= Required task =
Repeat exactly the lines from the line with "Convert this screenshot" to the line with "--- Desktop &", including both, and leave out any pictures.

= Data shown =
+++++
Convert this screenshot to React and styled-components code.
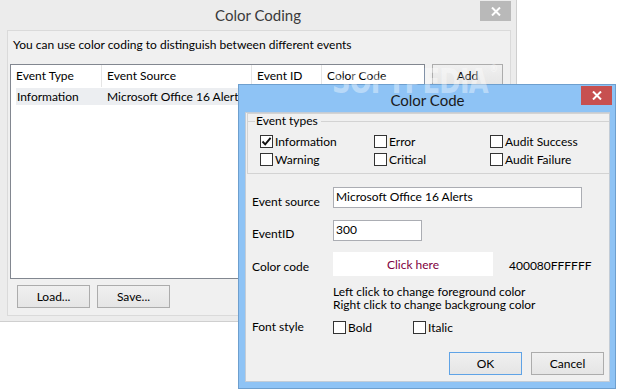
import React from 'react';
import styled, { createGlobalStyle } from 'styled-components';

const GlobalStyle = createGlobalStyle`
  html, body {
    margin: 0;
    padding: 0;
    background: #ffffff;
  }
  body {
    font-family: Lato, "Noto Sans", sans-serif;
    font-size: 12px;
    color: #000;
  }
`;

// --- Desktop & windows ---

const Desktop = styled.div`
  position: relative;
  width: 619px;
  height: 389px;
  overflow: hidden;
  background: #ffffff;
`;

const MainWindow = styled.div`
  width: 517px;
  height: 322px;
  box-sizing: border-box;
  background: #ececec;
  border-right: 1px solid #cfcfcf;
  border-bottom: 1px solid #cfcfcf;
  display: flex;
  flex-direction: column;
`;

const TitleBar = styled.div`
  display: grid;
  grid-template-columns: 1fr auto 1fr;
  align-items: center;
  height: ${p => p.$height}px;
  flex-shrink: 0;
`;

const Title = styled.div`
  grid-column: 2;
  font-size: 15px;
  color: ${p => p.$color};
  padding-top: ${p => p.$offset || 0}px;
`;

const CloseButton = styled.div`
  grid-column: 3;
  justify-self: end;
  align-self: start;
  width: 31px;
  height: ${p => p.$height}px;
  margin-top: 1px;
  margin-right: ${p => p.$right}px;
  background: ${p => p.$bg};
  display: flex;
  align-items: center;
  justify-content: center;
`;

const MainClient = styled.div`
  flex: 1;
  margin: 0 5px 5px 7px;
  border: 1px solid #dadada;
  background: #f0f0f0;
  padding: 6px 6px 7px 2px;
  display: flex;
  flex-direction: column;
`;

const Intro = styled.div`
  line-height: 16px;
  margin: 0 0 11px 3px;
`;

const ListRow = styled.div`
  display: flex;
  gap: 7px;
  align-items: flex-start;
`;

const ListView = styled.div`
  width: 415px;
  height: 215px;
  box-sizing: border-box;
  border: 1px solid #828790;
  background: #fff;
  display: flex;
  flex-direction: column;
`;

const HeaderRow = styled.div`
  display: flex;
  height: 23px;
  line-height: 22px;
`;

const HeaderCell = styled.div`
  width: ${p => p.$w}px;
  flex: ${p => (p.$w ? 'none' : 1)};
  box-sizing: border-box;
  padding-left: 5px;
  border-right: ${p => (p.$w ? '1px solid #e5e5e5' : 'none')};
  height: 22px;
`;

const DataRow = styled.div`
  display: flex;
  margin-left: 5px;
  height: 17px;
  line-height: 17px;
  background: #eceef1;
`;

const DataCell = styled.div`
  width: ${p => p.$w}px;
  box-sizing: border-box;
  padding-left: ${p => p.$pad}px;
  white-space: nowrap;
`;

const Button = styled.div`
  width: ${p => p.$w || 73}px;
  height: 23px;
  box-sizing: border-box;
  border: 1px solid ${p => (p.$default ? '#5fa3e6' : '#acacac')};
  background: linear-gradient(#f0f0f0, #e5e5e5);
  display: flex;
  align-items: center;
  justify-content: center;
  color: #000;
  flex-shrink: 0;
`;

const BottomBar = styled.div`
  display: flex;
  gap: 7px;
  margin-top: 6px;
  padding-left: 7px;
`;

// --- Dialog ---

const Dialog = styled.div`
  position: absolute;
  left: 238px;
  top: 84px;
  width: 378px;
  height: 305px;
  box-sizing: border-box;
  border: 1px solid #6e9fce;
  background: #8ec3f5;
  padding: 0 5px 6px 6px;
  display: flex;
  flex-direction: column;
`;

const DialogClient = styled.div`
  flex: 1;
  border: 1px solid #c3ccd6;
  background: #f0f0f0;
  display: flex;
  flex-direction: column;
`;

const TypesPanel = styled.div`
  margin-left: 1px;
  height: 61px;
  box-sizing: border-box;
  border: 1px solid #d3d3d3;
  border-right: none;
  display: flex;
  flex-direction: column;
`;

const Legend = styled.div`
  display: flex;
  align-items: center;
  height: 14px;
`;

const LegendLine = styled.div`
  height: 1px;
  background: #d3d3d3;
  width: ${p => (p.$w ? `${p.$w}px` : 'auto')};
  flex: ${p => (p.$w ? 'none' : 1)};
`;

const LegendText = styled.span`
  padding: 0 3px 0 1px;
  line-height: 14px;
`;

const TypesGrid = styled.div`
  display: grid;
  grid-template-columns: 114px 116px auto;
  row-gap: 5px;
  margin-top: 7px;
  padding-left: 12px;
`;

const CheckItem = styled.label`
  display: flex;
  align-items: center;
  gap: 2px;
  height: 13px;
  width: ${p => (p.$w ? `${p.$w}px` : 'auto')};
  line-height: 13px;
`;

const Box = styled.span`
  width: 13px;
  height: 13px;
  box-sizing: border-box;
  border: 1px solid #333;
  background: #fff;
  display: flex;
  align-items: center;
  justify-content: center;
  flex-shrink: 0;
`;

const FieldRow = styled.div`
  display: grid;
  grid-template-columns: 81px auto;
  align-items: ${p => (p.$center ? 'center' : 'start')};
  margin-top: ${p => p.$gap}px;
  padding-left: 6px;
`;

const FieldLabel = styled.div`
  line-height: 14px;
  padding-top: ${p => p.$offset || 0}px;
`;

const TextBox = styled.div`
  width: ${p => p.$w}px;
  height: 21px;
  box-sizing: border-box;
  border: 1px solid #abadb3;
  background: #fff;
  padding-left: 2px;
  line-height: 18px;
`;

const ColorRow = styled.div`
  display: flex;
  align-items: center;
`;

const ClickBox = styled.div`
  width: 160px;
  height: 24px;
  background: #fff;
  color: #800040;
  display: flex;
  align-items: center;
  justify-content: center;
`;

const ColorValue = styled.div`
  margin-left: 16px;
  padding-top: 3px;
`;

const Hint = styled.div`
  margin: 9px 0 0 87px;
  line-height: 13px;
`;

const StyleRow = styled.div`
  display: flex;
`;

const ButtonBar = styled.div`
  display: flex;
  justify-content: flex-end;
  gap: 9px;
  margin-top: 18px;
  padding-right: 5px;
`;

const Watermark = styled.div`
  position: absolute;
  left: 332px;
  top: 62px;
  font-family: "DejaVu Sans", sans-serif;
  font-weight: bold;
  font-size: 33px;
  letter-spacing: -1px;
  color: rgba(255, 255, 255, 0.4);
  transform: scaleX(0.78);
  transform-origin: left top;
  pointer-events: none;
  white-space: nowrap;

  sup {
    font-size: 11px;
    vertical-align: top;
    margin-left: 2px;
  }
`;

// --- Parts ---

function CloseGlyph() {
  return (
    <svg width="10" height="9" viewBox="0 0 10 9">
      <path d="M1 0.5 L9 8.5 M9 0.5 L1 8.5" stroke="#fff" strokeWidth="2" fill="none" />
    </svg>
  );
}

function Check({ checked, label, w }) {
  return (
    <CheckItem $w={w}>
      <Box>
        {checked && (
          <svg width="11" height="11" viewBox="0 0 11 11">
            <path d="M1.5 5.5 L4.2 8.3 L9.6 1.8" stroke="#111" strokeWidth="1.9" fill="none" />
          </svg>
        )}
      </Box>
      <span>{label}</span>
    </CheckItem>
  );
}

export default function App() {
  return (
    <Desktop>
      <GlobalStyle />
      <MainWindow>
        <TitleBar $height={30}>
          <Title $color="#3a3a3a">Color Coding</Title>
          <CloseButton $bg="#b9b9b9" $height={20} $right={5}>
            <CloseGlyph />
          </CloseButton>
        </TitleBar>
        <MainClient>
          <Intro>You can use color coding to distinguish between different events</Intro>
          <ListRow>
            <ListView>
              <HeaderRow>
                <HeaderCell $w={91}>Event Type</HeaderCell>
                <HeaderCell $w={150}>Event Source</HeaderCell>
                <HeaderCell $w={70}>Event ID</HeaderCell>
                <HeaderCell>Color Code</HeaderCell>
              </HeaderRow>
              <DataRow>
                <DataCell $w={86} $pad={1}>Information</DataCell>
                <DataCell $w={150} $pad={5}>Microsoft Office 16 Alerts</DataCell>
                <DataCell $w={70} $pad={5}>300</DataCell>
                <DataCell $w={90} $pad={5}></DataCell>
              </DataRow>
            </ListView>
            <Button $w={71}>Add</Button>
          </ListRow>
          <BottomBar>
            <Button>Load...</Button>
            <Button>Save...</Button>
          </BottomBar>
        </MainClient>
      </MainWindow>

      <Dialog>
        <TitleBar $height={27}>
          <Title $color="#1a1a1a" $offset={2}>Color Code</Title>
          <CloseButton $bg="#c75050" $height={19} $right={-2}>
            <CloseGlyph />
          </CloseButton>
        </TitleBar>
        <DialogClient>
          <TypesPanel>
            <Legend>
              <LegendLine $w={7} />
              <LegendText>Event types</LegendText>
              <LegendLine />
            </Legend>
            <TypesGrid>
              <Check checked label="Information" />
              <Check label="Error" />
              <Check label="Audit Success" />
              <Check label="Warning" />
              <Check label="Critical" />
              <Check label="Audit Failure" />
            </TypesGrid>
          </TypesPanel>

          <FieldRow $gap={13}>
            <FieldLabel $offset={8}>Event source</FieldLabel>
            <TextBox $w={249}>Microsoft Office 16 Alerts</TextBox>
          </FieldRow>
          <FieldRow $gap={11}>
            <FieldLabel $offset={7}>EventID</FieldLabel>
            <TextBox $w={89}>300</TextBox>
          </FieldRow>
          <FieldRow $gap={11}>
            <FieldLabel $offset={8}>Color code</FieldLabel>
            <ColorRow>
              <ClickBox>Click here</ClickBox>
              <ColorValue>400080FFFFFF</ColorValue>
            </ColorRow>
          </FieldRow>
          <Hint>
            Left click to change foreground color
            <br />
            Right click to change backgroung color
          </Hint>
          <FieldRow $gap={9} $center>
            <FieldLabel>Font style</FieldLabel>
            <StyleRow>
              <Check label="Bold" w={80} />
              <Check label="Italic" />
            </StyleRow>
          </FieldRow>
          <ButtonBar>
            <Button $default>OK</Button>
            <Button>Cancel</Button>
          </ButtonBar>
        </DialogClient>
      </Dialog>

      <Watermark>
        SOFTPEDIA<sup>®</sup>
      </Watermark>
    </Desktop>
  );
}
+++++
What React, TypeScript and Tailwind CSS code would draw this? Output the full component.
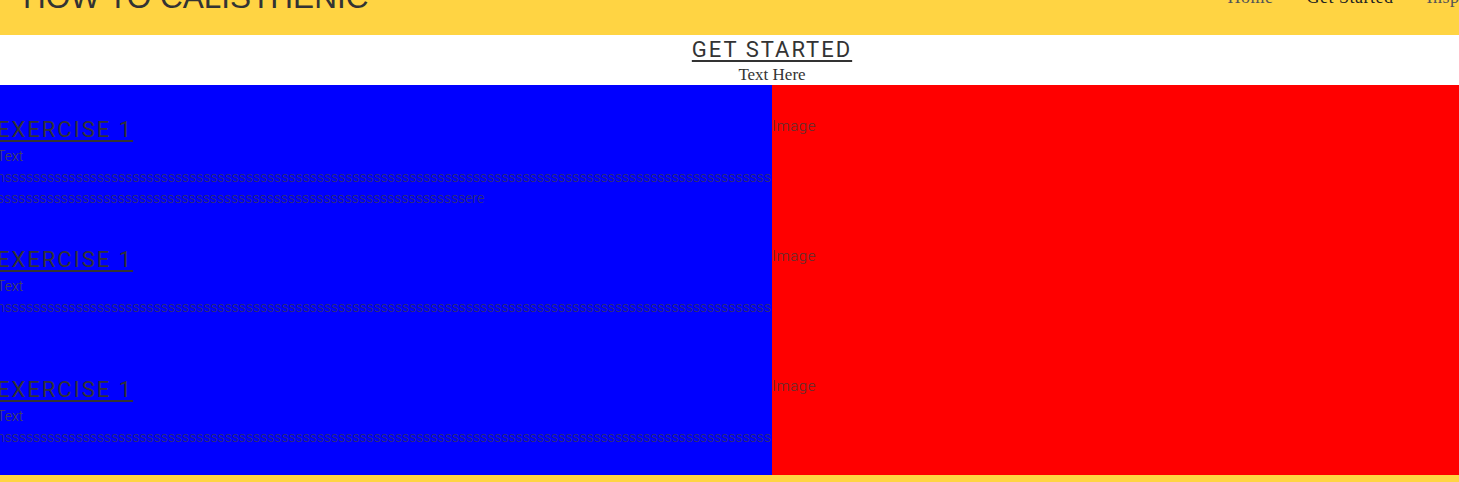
+++++
= Reply =
Convert this screenshot to React and styled-components code.
import React from 'react';
import styled, { createGlobalStyle } from 'styled-components';

const GlobalStyle = createGlobalStyle`
  html, body {
    margin: 0;
    padding: 0;
    background: #ffffff;
  }
  body {
    font-family: Lato, "Noto Sans", sans-serif;
    font-size: 12px;
    color: #000;
  }
`;

// --- Desktop & windows ---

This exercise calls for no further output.